Since machines are programmed to fulfill the tasks programmed into them by the overlords, they will make them more lethal and more numerous.


This would be 100% accurate if we were talking about linear computing devices. With AI, there is nothing linear about them, not even the coding. Any AI you can experience now (ie., Siri, Cortana, et al) is not true AI. It would take quantum computing / computers to begin to approach a truly AI experience. With Siri though, as an example, it is very linear. The (very real) fear about AI is not in their "overlords" but in themselves becoming the overlords.

I think that in this case the term AI was misused. A factory full of welding robots are not 'true AI' in the sense you and I agree upon. And I also want to say, computers will never know that they know.
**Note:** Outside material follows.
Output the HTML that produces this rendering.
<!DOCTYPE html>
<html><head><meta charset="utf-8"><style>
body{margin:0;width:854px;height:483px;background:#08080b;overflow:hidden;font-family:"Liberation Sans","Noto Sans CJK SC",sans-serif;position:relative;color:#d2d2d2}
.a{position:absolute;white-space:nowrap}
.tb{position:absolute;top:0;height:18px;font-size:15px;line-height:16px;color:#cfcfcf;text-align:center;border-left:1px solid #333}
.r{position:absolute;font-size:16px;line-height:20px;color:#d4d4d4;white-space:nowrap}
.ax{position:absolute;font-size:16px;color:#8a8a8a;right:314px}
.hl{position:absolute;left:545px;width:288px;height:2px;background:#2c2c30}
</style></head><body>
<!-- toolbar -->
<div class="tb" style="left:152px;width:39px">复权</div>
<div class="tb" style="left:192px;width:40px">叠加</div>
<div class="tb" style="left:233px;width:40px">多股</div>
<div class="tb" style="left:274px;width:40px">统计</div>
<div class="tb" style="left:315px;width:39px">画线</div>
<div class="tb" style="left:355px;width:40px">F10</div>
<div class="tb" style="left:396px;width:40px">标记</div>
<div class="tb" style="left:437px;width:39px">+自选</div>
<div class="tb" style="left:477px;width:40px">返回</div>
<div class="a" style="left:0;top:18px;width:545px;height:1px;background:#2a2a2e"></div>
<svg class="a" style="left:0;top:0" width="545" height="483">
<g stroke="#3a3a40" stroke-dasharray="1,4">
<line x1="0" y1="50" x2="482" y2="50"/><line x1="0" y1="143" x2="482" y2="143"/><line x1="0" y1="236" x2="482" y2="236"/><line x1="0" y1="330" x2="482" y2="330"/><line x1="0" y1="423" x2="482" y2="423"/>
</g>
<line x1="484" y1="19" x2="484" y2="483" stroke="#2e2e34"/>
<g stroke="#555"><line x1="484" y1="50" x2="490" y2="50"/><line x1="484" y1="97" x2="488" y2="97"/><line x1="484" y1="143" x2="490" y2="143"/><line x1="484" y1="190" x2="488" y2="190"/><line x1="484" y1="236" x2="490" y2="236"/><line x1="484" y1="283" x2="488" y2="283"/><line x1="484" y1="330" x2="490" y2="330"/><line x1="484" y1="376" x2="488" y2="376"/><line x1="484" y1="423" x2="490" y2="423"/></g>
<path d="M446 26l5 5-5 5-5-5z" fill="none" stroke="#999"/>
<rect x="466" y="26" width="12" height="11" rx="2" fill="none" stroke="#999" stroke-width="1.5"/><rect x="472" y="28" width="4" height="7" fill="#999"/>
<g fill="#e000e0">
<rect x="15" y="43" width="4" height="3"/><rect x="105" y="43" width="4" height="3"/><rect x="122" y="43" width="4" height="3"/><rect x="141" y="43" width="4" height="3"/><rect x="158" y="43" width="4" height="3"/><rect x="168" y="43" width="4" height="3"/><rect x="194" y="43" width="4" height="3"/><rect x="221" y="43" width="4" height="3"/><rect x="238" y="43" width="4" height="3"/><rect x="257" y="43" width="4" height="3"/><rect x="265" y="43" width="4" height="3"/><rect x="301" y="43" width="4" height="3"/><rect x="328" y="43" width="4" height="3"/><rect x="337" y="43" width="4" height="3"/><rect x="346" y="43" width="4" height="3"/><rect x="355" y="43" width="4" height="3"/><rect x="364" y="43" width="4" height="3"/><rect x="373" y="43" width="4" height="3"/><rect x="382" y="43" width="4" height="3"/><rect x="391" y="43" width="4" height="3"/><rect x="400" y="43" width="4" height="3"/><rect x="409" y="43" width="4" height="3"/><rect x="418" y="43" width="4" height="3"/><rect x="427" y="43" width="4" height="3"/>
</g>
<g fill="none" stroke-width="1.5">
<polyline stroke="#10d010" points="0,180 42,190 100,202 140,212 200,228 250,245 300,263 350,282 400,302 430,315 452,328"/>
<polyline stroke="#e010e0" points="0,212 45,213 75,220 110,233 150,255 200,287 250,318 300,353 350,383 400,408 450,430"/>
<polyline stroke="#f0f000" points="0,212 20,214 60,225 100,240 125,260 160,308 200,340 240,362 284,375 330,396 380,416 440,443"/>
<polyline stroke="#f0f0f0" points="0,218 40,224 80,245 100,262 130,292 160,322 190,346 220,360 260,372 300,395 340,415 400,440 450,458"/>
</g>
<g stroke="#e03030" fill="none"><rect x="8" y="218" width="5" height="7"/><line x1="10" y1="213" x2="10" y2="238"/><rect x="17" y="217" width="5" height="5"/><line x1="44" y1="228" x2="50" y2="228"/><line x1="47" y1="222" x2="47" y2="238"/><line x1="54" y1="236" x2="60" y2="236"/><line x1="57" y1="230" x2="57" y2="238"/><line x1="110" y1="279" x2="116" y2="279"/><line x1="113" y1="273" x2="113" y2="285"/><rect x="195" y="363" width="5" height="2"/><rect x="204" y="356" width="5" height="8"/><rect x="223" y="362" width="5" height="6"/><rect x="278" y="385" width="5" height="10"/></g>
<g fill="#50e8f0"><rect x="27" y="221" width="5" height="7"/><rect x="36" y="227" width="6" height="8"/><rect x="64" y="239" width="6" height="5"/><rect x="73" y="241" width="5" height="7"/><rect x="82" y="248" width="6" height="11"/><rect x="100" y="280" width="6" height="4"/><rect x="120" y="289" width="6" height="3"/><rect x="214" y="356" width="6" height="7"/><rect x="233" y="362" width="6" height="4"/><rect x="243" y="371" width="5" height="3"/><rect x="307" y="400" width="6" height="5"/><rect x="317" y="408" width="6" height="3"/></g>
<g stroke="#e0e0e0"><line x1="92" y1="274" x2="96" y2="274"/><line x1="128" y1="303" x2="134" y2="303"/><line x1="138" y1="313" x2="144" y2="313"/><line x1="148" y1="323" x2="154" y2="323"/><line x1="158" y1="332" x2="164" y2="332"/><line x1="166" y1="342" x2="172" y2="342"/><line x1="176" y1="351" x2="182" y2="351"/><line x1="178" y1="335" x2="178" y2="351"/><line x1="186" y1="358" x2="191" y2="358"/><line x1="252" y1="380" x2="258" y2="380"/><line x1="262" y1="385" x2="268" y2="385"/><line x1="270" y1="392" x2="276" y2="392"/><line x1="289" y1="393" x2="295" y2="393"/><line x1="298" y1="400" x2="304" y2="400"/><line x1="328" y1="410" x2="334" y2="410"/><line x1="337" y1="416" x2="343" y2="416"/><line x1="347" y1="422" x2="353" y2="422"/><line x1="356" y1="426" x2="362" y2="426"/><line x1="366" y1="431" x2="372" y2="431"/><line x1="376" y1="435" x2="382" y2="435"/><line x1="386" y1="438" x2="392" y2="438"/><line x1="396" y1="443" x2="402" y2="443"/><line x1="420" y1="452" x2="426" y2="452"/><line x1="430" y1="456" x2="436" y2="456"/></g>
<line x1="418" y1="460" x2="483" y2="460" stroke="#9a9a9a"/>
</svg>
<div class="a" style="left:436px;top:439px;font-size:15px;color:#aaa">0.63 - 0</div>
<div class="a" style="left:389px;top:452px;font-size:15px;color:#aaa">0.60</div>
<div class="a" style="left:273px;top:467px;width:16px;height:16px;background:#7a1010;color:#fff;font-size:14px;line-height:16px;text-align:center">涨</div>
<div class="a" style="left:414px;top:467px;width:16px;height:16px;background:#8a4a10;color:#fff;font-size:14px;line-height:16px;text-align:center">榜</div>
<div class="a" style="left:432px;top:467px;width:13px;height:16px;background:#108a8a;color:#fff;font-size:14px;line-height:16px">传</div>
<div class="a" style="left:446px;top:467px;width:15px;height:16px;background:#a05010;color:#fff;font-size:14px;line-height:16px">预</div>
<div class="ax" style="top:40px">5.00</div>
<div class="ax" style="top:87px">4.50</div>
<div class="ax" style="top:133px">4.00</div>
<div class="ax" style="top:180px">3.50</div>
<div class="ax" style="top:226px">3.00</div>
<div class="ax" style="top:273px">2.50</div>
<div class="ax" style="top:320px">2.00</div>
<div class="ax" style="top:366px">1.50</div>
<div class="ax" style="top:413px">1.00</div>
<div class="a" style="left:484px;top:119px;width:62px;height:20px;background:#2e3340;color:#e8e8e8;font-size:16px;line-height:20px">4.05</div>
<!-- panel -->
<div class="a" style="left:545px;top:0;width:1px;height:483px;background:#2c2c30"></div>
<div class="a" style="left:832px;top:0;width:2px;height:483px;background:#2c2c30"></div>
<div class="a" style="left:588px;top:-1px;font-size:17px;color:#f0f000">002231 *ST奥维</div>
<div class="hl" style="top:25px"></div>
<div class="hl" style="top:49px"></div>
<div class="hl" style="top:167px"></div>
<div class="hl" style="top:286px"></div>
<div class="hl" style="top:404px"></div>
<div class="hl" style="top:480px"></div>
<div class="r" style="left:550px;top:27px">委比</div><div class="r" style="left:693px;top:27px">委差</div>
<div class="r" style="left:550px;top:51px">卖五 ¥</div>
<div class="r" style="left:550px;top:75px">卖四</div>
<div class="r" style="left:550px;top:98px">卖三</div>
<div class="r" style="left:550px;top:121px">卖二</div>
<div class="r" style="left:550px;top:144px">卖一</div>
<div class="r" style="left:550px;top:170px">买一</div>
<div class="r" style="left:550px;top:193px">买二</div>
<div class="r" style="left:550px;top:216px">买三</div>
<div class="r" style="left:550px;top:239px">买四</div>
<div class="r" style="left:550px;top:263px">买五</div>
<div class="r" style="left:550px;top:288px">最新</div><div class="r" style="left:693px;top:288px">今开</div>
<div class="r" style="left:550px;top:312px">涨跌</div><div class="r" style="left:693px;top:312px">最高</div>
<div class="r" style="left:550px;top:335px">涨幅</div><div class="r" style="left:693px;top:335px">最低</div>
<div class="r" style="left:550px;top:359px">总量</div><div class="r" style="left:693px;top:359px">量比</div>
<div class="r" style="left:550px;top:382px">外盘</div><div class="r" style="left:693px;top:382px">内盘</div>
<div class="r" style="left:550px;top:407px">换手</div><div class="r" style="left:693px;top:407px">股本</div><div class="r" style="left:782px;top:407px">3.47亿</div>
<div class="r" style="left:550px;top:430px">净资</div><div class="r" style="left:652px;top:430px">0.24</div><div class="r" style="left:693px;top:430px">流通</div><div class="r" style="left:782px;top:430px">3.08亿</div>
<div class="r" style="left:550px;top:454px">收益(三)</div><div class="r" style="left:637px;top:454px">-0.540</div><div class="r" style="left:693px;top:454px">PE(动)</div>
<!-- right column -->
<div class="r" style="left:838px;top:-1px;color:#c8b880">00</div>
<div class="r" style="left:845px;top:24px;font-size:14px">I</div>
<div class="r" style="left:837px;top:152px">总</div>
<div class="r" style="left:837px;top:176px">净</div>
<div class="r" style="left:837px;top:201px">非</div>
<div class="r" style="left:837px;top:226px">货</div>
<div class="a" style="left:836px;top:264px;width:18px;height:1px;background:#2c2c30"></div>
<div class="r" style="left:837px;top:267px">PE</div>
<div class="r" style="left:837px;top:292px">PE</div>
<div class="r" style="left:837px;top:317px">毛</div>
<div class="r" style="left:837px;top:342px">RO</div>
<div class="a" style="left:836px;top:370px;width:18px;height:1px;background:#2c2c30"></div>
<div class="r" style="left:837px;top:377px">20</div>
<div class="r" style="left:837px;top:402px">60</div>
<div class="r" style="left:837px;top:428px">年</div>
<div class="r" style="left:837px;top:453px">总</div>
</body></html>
I saw for years those assembly line robots on news reels ect. Then took a temp job in an auto plant and got to watch them up close. It was surreal. And lets face it....back in the day when they were showing the young blue collar to be minds these cutting edge tech robots on the cover of blue collar mag as it were, auto assembly lines, future, faster, better ect it was powerful imagery.

You should see, if you don't know, what tech has done to the logging industry of all industries. At least a portion of it is down to high tech. As the chainsaw to the ax man.........the chainsaw to the sawyer. I keep and old two handled saw around if it ever gets to stupid. I show the kids. And the ax if it ever gets real stupid.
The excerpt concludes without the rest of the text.